"Fethu'l-Bari" (Sahih-i Buhari Şerhi)
4. BÖLÜM ABDEST
11. Büyük Veya Küçük Tuvalet Yaparken Kıbleye Dönülmez, Ancak Bina, Duvar Vb. Bir Şey Varsa Dönülür
144- Ebû Eyyûb el-Ensârî radıyallahu anh şöyle demiştir; Hz. Peygamber Sallallahü Aleyhi ve Sellem şöyle buyurdu:
"Biriniz tuvaletini yapacağı zaman kıbleye Önünü ve arkasını dönmesin. Doğuya veya batıya dönün.[Hadisin geçtiği diğer yer:394]
Açıklama
Aşağıda gelecek olan İbn Ömer'in radıyallahu anh rivayet ettiği hadis, binalarda tuvalet yaparken kıbleye arkayı dönmenin caiz olduğunu, Câbir hadisi de önü dönmenin caiz olduğunu göstermektedir. Câbir hadisi olmasaydı, Ebû Eyyûb'un genel ifadeli hadisi, İbn Ömer'in hadisi ile arkayı dönme konusunda tahsis edilirdi. Buna kıyas yaparak öne dönmeye de cevaz verilmezdi.
Tuvalet Yaparken Kıbleye Ön veya Arkayı Dönme Yasağı Konusunda Farklı Görüşler
1. (Binada olsun açık alanda olsun kıbleye arkayı dönmek caiz, önü dönmek haramdır)
Bir grup alim İbn Ömer hadisini esas alarak kıbleye önü değil arkayı dönmenin caiz olduğunu söylemişlerdir. Bu görüş, Ebû Hanife ve Ahmed b. Hanbel'den rivayet edilmiştir,
2. (Binalar ve açık alan arasında mutlak ayrım yapıp, binada kıbleye dönmeyi caiz, açık alanda haram görmek)
Alimlerin çoğunluğu ile birlikte Mâlik, Şafiî, ve İshak ise delillerin tümünü göz önüne alan en adil görüşü kabul etmişlerdir ki buna göre örfen binalarda önünü dönmek, kıbleye değil duvara izafe edilir.

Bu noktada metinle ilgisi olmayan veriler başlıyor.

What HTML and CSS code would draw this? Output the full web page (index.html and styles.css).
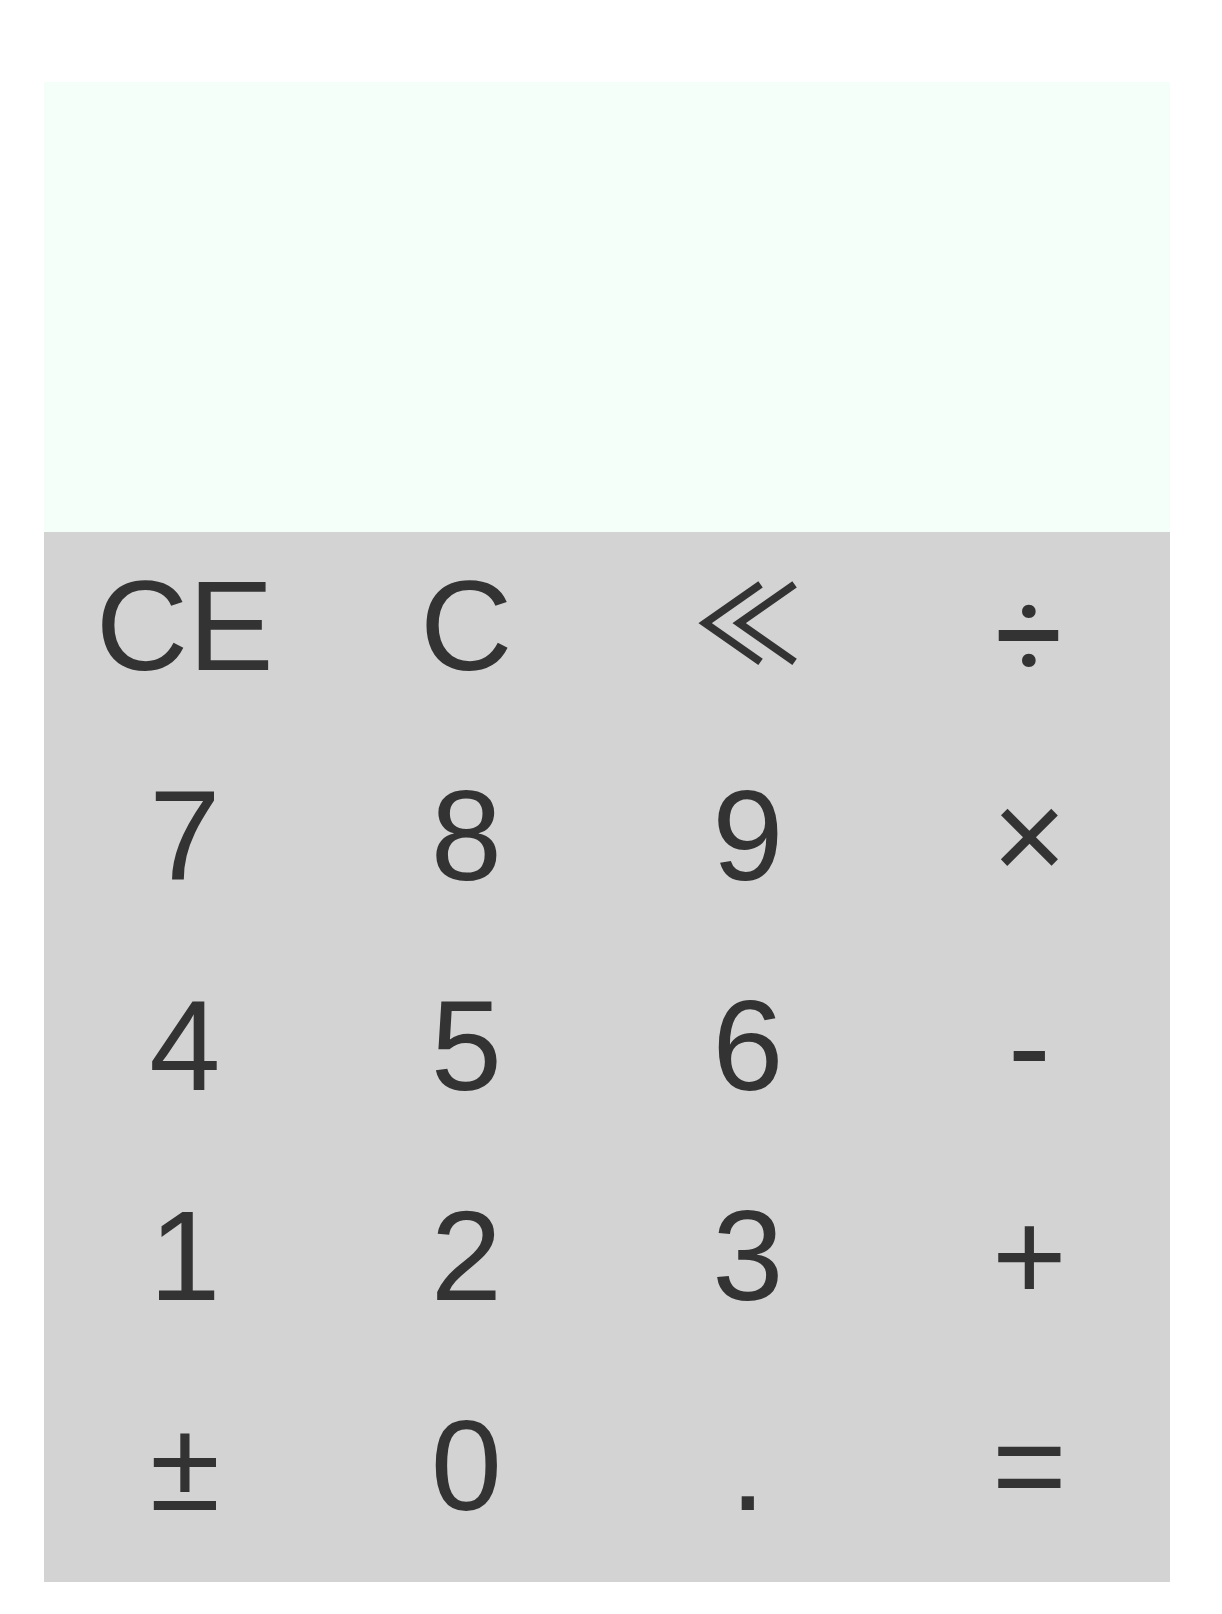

Tuvalet için yapılan mekanlar şeytanların sığındığı yerler olup, kıble olarak nitelenmeye elverişli değildir. Açık alan ise bundan farklıdır.
3. (Binada da açık alanda da önü dönmek de arkayı dönmek de haramdır)
Bir gruba göre ise bu mutlak olarak haramdır. Bu Ebû Hanife ve İmam Ahmed'den rivayet edilen meşhur görüştür. Şafiî'nin öğrencisi Ebû Sevr de bu görüştedir. Mâlikîlerden İbnü'l-Arabî, Zahirîlerden İbn Hazm da bu görüşü seçmiştir. Bunların delili, yasak ile mübahlık çeliştiği zaman yasağın esas alınması gerektiği konusundaki temel prensiptir.
4. (Binada da açık alanda da önü ve arkayı dönmek caizdir)
Bir gruba göre ise bu mutlak olarak caizdir. Bu, Hz. Âişe, Urve, Rebîa ve Davud'un görüşüdür. Onların delili bu konu ile ilgili hadislerin birbiri ile çelişki arz etmesidir. Bu durumda "aslolan mübahlıktır" ilkesi esas alınır.
Alimler arasında meşhur olan, bu dört görüştür.
Sallallahu ve sellem ve ala seyyidina Muhammed ve ala alihi ve sahbihi ecmain. Ve’l hamdüli’llahi rabbi’l âlemin.
Tüm hata ettiklerim nefsimden, isabet ettiklerim Allah-u Teala’dandır.